Significa, ao contrário, que devem sua autoridade e sua influência
precisamente ao fato de que falam por algo que vai além dos desejos
atuais de eleitores atuais.”
A
questão do poder intangível da realeza fica complicada quando tem gente
ganhando dinheiro, e não apenas o prazer mesquinho de fazer fofoca com
famosos, para explorar a boataria que o “desaparecimento” de Kate
provocou. E “atores hostis” como Rússia e China insuflam o
conspiracionismo para enfraquecer as instituições. O jogo é pesado.
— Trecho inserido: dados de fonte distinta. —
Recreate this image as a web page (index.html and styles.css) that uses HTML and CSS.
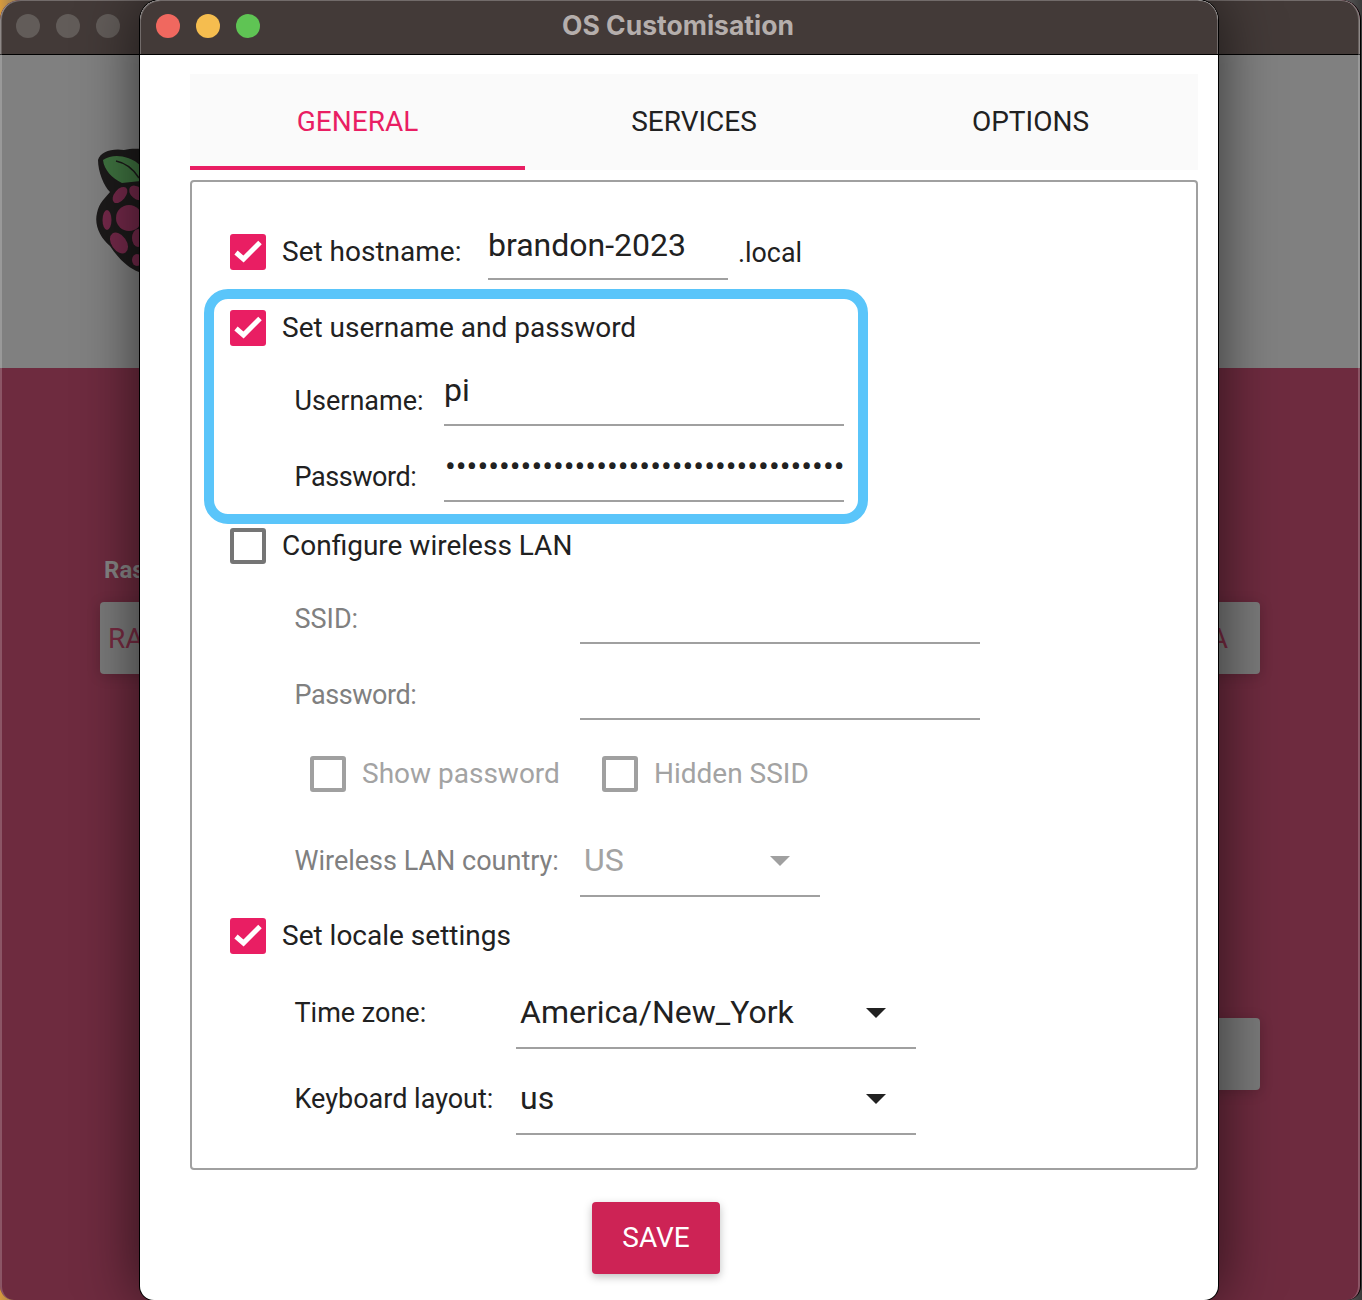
FILE: index.html
```html
<!DOCTYPE html>
<html lang="en">
<head>
<meta charset="utf-8">
<title>OS Customisation</title>
<link rel="stylesheet" href="styles.css">
</head>
<body>
<div class="desktop">
  <section class="window back-window">
    <header class="titlebar">
      <div class="lights">
        <span class="light light-off"></span>
        <span class="light light-off"></span>
        <span class="light light-off"></span>
      </div>
    </header>
    <div class="hero">
      <svg class="logo" viewBox="90 145 100 130" width="100" height="130" aria-hidden="true">
        <path d="M98 160C100 152 112 148 124 150C136 147 150 150 158 152L150 185C160 200 165 230 160 250C155 265 145 272 139 272C128 268 118 258 110 246C100 238 94 225 97 213C99 203 105 198 110 192C104 186 98 172 98 160Z" fill="#1c1a1a"/>
        <path d="M103 160C110 155 120 155 128 158C138 161 146 170 150 180L122 183C112 178 104 170 103 160Z" fill="#3f7340"/>
        <path d="M116 161C126 163 134 170 139 178" fill="none" stroke="#1c1a1a" stroke-width="1.5"/>
        <g fill="#74294a">
          <ellipse cx="120" cy="195" rx="5.5" ry="9.5" transform="rotate(40 120 195)"/>
          <ellipse cx="137" cy="193" rx="6" ry="9" transform="rotate(-50 137 193)"/>
          <circle cx="129" cy="218" r="13"/>
          <ellipse cx="107" cy="220" rx="4.5" ry="10"/>
          <ellipse cx="119" cy="243" rx="7.5" ry="11.5" transform="rotate(-35 119 243)"/>
          <ellipse cx="138" cy="238" rx="6" ry="9"/>
          <ellipse cx="137" cy="260" rx="5" ry="6"/>
        </g>
      </svg>
    </div>
    <div class="stage">
      <div class="device-label">Ras</div>
      <div class="big-button">
        <span>RA</span>
        <span>A</span>
      </div>
      <div class="write-row">
        <div class="big-button write-button"></div>
      </div>
    </div>
  </section>

  <section class="window dialog">
    <header class="titlebar">
      <div class="lights">
        <span class="light light-red"></span>
        <span class="light light-yellow"></span>
        <span class="light light-green"></span>
      </div>
      <h1 class="title">OS Customisation</h1>
    </header>

    <div class="dialog-body">
      <nav class="tabs">
        <div class="tab tab-active">GENERAL</div>
        <div class="tab">SERVICES</div>
        <div class="tab">OPTIONS</div>
      </nav>

      <div class="panel">
        <div class="highlight"></div>

        <div class="row row-check">
          <span class="check"><svg viewBox="0 0 36 36"><path d="M6 18.5L13.5 25L30 8.5"/></svg></span>
          <span class="label w-hostname">Set hostname:</span>
          <span class="field field-host">brandon-2023</span>
          <span class="label suffix">.local</span>
        </div>

        <div class="row row-check mt-16">
          <span class="check"><svg viewBox="0 0 36 36"><path d="M6 18.5L13.5 25L30 8.5"/></svg></span>
          <span class="label">Set username and password</span>
        </div>
        <div class="row row-sub mt-14">
          <span class="label sub-label field-label w-user">Username:</span>
          <span class="field field-wide">pi</span>
        </div>
        <div class="row row-sub mt-20">
          <span class="label sub-label field-label pass-label w-user">Password:</span>
          <span class="field field-wide field-dots">•••••••••••••••••••••••••••••••••••••</span>
        </div>

        <div class="row row-check mt-12">
          <span class="check check-empty"></span>
          <span class="label">Configure wireless LAN</span>
        </div>
        <div class="row row-sub mt-14 muted">
          <span class="label sub-label field-label w-wifi">SSID:</span>
          <span class="field field-wide"></span>
        </div>
        <div class="row row-sub mt-20 muted">
          <span class="label sub-label field-label pass-label w-wifi">Password:</span>
          <span class="field field-wide"></span>
        </div>
        <div class="row row-options mt-22">
          <div class="option">
            <span class="check check-disabled"></span>
            <span class="label label-disabled">Show password</span>
          </div>
          <div class="option">
            <span class="check check-disabled"></span>
            <span class="label label-disabled">Hidden SSID</span>
          </div>
        </div>
        <div class="row row-sub mt-21 muted">
          <span class="label sub-label w-wifi">Wireless LAN country:</span>
          <div class="select select-small select-disabled">
            <span>US</span><i class="caret"></i>
          </div>
        </div>

        <div class="row row-check mt-9">
          <span class="check"><svg viewBox="0 0 36 36"><path d="M6 18.5L13.5 25L30 8.5"/></svg></span>
          <span class="label">Set locale settings</span>
        </div>
        <div class="row row-sub mt-11">
          <span class="label sub-label w-locale">Time zone:</span>
          <div class="select">
            <span>America/New_York</span><i class="caret"></i>
          </div>
        </div>
        <div class="row row-sub mt-14">
          <span class="label sub-label w-locale">Keyboard layout:</span>
          <div class="select">
            <span>us</span><i class="caret"></i>
          </div>
        </div>
      </div>

      <div class="actions">
        <button class="save" type="button">SAVE</button>
      </div>
    </div>
  </section>
</div>
</body>
</html>
```

FILE: styles.css
```css
* { box-sizing: border-box; }

html, body {
  margin: 0;
  padding: 0;
  height: 1300px;
  overflow: hidden;
}

body {
  font-family: Roboto, "Liberation Sans", sans-serif;
  color: #212121;
}

.desktop {
  position: relative;
  width: 1362px;
  height: 1300px;
  overflow: hidden;
  background: linear-gradient(90deg, #d79a3c 0, #6b6b6b 2%, #6b6b6b 98%, #3a3a3a 100%);
}

.window {
  position: absolute;
  top: 0;
  height: 1300px;
  overflow: hidden;
}

.back-window {
  left: 0;
  width: 1361px;
  display: flex;
  flex-direction: column;
  border-radius: 20px 20px 14px 14px;
  border-right: 1px solid #000;
  background: #6e2b3f;
}

.back-window::after {
  content: "";
  position: absolute;
  inset: 0;
  border-left: 2px solid rgba(255, 255, 255, .2);
  border-right: 2px solid rgba(255, 255, 255, .2);
  border-radius: inherit;
  pointer-events: none;
}

.dialog {
  left: 140px;
  width: 1078px;
  background: #fff;
  border-radius: 20px 20px 14px 14px;
  box-shadow: 0 0 0 1px #000, 0 0 60px rgba(0, 0, 0, .62);
}

.titlebar {
  position: relative;
  flex: none;
  height: 55px;
  display: flex;
  align-items: flex-start;
  background: #433a38;
  border-bottom: 1px solid #000;
  border-radius: 20px 20px 0 0;
  box-shadow: inset 1px 1px 0 rgba(255, 255, 255, .25), inset -1px 0 0 rgba(255, 255, 255, .25);
}

.lights {
  display: flex;
  gap: 16px;
  padding: 14px 0 0 16px;
}

.light {
  width: 24px;
  height: 24px;
  border-radius: 50%;
}

.light-off { background: #625c59; }
.light-red { background: #f0685f; }
.light-yellow { background: #f5bd4f; }
.light-green { background: #5fc454; }

.title {
  position: absolute;
  left: 0;
  right: 0;
  top: 8px;
  margin: 0;
  text-align: center;
  font-family: Inter, Roboto, sans-serif;
  font-size: 26.5px;
  line-height: 34px;
  font-weight: 700;
  color: #b5aeac;
  padding-right: 2px;
}

.hero {
  flex: none;
  height: 313px;
  background: #808080;
  padding: 90px 0 0 90px;
}

.logo { display: block; }

.stage {
  flex: 1;
  padding: 186px 100px 0 100px;
}

.device-label {
  height: 48px;
  padding-left: 4px;
  font-size: 24px;
  line-height: 32px;
  font-weight: 700;
  color: #868686;
}

.big-button {
  height: 72px;
  border-radius: 4px;
  background: #7a7a7a;
  padding: 0 32px 0 8px;
  display: flex;
  align-items: center;
  justify-content: space-between;
  font-size: 28px;
  color: #772a41;
  box-shadow: 0 2px 14px rgba(0, 0, 0, .18);
}

.write-row {
  display: flex;
  justify-content: flex-end;
  margin-top: 344px;
}

.write-button { width: 240px; }

.dialog-body {
  padding: 19px 20px 0 50px;
}

.tabs {
  display: grid;
  grid-template-columns: 335px 338px 335px;
  height: 96px;
  background: #fafafa;
}

.tab {
  display: flex;
  align-items: center;
  justify-content: center;
  font-size: 28px;
  padding-top: 2px;
  border-bottom: 4px solid transparent;
  color: #212121;
}

.tab-active {
  color: #e91e63;
  border-bottom-color: #e91e63;
}

.panel {
  position: relative;
  height: 990px;
  margin-top: 10px;
  padding: 40px 0 0 0;
  border: 2px solid #a0a0a0;
  border-radius: 4px;
}

.highlight {
  position: absolute;
  left: 12px;
  top: 107px;
  width: 664px;
  height: 235px;
  border: 10px solid #5ac5fa;
  border-radius: 24px;
  pointer-events: none;
}

.row {
  display: flex;
  align-items: center;
  font-size: 28px;
}

.row-check { height: 60px; padding-left: 38px; }
.row-sub { padding-left: 103px; }
.row-options { height: 60px; padding-left: 118px; }

.mt-9 { margin-top: 9px; }
.mt-11 { margin-top: 11px; }
.mt-12 { margin-top: 12px; }
.mt-14 { margin-top: 14px; }
.mt-16 { margin-top: 16px; }
.mt-20 { margin-top: 20px; }
.mt-21 { margin-top: 21px; }
.mt-22 { margin-top: 22px; }

.check {
  flex: none;
  width: 36px;
  height: 36px;
  margin-right: 16px;
  border-radius: 3px;
  background: #e91e63;
}

.check svg {
  display: block;
  width: 36px;
  height: 36px;
}

.check path {
  fill: none;
  stroke: #fff;
  stroke-width: 5;
}

.check-empty {
  background: #fff;
  border: 4px solid #757575;
}

.check-disabled {
  background: #fff;
  border: 4px solid #a0a0a0;
}

.label {
  flex: none;
  font-size: 28px;
  line-height: 36px;
  color: #212121;
}

.sub-label {
  font-size: 27px;
  margin-left: -.5px;
}

.field-label { padding-top: 2px; }
.pass-label { letter-spacing: -.45px; }

.label-disabled { color: #a3a3a3; }
.muted .label { color: #808080; }

.w-hostname { width: 206px; }
.w-user { width: 149.5px; }
.w-wifi { width: 285.5px; }
.w-locale { width: 221.5px; }

.suffix {
  margin-left: 10px;
  padding-top: 2px;
  font-size: 26.8px;
}

.field {
  flex: none;
  display: block;
  height: 54px;
  margin-bottom: 2px;
  border-bottom: 2px solid #a0a0a0;
  font-size: 32px;
  line-height: 36px;
  color: #212121;
}

.field-wide { width: 400px; }

.field-host {
  width: 240px;
  height: 58px;
  line-height: 46px;
}

.field-dots {
  padding-left: 1px;
  white-space: nowrap;
}

.option {
  display: flex;
  align-items: center;
  width: 292px;
}

.select {
  flex: none;
  width: 400px;
  height: 72px;
  padding: 0 30px 0 4px;
  display: flex;
  align-items: center;
  justify-content: space-between;
  border-bottom: 2px solid #a0a0a0;
  font-size: 32px;
  color: #212121;
}

.select-small { width: 240px; }
.select-disabled { color: #a3a3a3; }

.caret {
  width: 0;
  height: 0;
  margin-top: 2px;
  border-left: 10px solid transparent;
  border-right: 10px solid transparent;
  border-top: 10px solid #212121;
}

.select-disabled .caret { border-top-color: #a0a0a0; }

.actions {
  display: flex;
  margin-top: 32px;
  padding-left: 402px;
}

.save {
  width: 128px;
  height: 72px;
  padding: 0 0 2px;
  border: 0;
  border-radius: 4px;
  background: #cd2355;
  color: #fff;
  font-family: Roboto, "Liberation Sans", sans-serif;
  font-size: 28px;
  box-shadow: 0 3px 8px rgba(0, 0, 0, .25);
}
```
É
também injusto que uma mulher de 42 anos fazendo quimioterapia, com
todos os efeitos que o tratamento provoca, tenha que aparecer para
anunciar o mau pedaço pelo qual está passando. Mas é inevitável. A fama e
os privilégios de que desfruta exigem a suspensão das barreiras entre
público e privado.
Hilary
Mantel, a autora da formidável trilogia sobre Thomas Cromwell, o homem
que o chefe, Henrique VIII, mandou decapitar, escreveu há alguns anos
que Kate parecia “desenhada por um comitê”, tinha um “sorriso
plastificado” e seu único propósito era produzir herdeiros. Comparou-a a
Maria Antonieta, “devorada viva pelas roupas”, cujos cabelos, segundo a
lenda, ficaram brancos quando a família real francesa foi interceptada
na fuga que a salvaria da guilhotina. A comparação agora soa tenebrosa
diante da perspectiva de que a princesa perca os lindos cabelos. A
escritora depois pediu desculpas pelas ofensas. Mas Hilary Mantel
acertou quando disse que a morte da princesa Diana, a sogra que Kate
nunca conheceu, foi um momento revelador em que “nossa visão clareou e
vimos os arquétipos em alto e bom som, a psique coletiva em ação e os
deuses puxando os cordões” do destino. Não é uma perfeita descrição da
situação da atual princesa de Gales?